→ Work to complete
Where a line holds the word "this", copy that line.

-- START OF Stored rows --

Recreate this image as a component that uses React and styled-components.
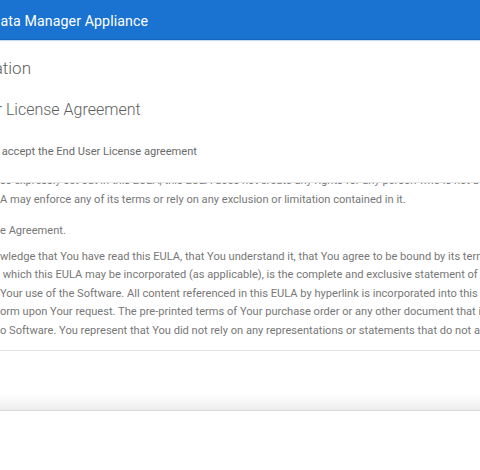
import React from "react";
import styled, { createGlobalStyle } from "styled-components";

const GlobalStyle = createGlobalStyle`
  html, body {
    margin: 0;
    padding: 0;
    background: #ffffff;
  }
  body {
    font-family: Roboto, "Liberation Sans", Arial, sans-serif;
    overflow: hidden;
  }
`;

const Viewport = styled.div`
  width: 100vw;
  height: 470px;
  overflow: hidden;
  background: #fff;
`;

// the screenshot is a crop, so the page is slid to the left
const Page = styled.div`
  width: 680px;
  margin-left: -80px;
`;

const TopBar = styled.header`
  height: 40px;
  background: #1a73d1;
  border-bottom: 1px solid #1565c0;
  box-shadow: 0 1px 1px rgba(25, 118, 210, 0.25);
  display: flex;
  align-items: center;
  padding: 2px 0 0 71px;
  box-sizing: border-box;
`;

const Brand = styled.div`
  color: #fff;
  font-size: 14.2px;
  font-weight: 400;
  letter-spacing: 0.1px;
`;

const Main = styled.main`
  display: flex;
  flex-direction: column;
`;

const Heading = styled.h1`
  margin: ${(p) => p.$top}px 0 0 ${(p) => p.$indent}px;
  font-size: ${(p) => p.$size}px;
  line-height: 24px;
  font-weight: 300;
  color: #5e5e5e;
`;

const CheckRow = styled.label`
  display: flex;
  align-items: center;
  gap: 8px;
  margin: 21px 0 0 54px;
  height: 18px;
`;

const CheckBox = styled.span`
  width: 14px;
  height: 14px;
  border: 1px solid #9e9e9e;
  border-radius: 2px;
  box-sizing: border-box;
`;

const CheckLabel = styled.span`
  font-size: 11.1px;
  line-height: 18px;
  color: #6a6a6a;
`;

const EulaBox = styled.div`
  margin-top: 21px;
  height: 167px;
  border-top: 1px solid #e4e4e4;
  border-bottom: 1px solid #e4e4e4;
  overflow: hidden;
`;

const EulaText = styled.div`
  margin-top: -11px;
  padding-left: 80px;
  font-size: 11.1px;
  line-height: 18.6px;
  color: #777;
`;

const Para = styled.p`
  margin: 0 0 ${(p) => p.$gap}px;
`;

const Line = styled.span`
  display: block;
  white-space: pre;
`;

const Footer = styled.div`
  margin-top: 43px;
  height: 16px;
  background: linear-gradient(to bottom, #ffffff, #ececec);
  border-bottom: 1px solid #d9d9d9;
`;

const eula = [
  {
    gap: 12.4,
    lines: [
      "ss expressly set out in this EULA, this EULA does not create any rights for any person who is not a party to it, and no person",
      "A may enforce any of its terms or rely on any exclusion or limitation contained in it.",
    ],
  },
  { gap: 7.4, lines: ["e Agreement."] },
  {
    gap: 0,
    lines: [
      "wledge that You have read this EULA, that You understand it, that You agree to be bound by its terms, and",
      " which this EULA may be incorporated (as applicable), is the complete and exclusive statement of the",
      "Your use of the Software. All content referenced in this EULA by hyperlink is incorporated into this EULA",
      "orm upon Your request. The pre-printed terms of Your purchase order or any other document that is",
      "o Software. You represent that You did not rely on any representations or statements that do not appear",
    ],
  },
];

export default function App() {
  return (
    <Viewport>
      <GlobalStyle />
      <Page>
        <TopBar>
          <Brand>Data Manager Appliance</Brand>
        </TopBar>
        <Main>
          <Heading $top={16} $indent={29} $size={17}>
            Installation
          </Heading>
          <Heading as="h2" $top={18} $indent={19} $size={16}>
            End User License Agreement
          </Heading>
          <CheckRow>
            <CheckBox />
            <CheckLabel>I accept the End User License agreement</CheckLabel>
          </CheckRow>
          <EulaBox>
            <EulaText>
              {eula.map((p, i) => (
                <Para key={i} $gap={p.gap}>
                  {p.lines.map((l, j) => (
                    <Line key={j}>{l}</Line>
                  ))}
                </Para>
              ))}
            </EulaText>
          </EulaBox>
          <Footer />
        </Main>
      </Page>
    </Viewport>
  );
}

-- END OF Stored rows --
-- START OF Stored rows --

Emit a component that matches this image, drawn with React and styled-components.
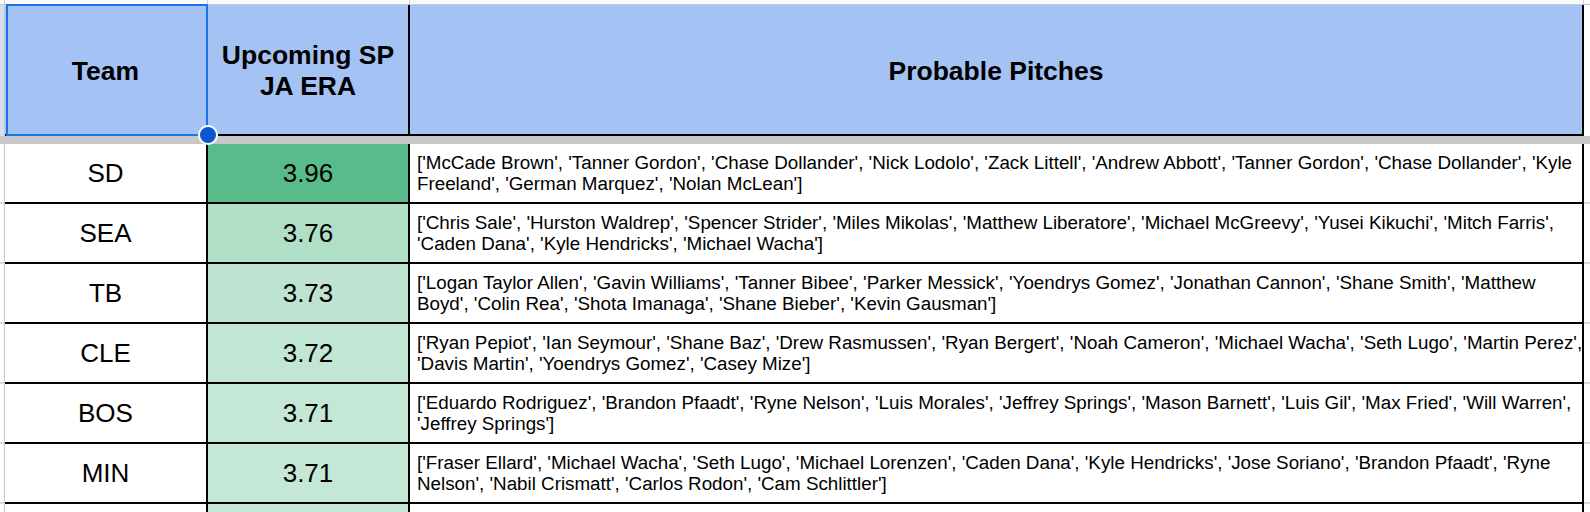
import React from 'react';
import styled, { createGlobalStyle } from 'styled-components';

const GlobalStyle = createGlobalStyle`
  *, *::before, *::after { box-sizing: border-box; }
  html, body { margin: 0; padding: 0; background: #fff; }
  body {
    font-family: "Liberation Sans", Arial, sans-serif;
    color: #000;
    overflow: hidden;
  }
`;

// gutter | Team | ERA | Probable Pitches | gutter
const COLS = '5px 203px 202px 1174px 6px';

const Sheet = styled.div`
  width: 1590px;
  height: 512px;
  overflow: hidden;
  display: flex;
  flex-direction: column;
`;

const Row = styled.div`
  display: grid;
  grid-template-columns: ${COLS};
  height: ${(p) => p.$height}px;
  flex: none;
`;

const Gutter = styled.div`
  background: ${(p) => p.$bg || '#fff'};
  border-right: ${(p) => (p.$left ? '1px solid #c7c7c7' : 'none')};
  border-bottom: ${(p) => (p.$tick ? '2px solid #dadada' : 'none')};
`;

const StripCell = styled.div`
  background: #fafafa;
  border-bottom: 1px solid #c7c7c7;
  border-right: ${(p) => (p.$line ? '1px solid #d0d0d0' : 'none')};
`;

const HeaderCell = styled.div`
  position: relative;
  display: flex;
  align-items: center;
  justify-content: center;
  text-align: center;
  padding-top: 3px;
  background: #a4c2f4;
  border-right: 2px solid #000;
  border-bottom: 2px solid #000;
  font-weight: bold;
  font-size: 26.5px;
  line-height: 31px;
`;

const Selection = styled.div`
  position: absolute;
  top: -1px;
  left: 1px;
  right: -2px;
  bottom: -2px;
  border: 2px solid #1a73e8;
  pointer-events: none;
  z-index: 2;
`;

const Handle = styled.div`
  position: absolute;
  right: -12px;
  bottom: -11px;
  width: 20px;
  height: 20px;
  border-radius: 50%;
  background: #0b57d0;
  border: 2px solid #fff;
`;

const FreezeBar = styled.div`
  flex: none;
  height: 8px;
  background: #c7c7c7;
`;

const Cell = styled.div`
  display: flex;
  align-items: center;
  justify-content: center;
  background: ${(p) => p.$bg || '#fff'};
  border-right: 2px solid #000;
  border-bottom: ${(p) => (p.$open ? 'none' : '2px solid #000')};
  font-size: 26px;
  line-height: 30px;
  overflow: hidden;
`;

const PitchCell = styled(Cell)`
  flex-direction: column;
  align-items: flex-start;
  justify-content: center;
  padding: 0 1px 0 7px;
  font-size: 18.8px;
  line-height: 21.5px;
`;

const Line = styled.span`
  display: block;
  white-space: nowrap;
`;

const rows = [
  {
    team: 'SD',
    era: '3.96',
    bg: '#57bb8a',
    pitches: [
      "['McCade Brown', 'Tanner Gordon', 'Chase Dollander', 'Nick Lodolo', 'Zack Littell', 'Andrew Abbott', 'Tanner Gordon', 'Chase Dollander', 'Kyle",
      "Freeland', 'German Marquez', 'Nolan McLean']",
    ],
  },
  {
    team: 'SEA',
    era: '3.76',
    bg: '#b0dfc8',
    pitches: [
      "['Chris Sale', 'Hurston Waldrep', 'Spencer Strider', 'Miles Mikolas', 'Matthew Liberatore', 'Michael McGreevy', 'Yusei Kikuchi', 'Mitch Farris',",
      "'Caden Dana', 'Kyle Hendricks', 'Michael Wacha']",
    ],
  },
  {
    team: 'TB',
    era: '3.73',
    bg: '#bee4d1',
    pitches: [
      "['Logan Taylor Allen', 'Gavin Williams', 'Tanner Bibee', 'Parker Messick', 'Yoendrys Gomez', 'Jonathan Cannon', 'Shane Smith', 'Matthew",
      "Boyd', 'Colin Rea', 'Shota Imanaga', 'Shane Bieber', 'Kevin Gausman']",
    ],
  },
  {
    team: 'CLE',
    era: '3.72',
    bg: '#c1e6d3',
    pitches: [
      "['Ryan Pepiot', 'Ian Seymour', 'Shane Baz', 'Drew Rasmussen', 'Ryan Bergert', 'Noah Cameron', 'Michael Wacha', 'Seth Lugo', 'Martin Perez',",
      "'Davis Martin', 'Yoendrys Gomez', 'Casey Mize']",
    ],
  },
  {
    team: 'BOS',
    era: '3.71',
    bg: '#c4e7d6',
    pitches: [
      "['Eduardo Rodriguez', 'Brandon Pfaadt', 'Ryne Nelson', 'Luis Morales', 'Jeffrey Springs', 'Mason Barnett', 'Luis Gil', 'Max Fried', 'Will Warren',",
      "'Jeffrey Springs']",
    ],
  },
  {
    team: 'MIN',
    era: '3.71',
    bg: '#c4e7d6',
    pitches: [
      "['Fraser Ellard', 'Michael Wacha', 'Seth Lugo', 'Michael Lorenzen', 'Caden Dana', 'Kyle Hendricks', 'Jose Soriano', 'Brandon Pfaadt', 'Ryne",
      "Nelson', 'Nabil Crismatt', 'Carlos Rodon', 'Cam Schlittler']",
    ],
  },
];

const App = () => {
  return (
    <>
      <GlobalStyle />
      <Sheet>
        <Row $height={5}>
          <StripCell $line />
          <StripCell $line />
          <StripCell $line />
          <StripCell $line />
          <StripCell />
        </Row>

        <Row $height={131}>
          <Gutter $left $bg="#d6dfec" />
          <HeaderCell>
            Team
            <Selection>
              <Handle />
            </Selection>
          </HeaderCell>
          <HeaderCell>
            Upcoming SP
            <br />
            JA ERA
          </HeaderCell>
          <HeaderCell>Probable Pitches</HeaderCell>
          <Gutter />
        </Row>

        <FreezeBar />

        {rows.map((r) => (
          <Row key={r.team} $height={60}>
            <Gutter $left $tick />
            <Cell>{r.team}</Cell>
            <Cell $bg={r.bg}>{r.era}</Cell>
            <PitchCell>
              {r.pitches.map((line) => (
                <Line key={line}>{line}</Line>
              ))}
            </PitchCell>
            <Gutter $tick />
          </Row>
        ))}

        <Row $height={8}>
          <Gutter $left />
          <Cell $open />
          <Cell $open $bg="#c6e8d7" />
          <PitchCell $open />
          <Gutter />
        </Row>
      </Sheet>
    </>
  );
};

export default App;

-- END OF Stored rows --

→ Correct result
Recreate this image as a component that uses React and styled-components.
      "ss expressly set out in this EULA, this EULA does not create any rights for any person who is not a party to it, and no person",
      "wledge that You have read this EULA, that You understand it, that You agree to be bound by its terms, and",
      " which this EULA may be incorporated (as applicable), is the complete and exclusive statement of the",
      "Your use of the Software. All content referenced in this EULA by hyperlink is incorporated into this EULA",
Emit a component that matches this image, drawn with React and styled-components.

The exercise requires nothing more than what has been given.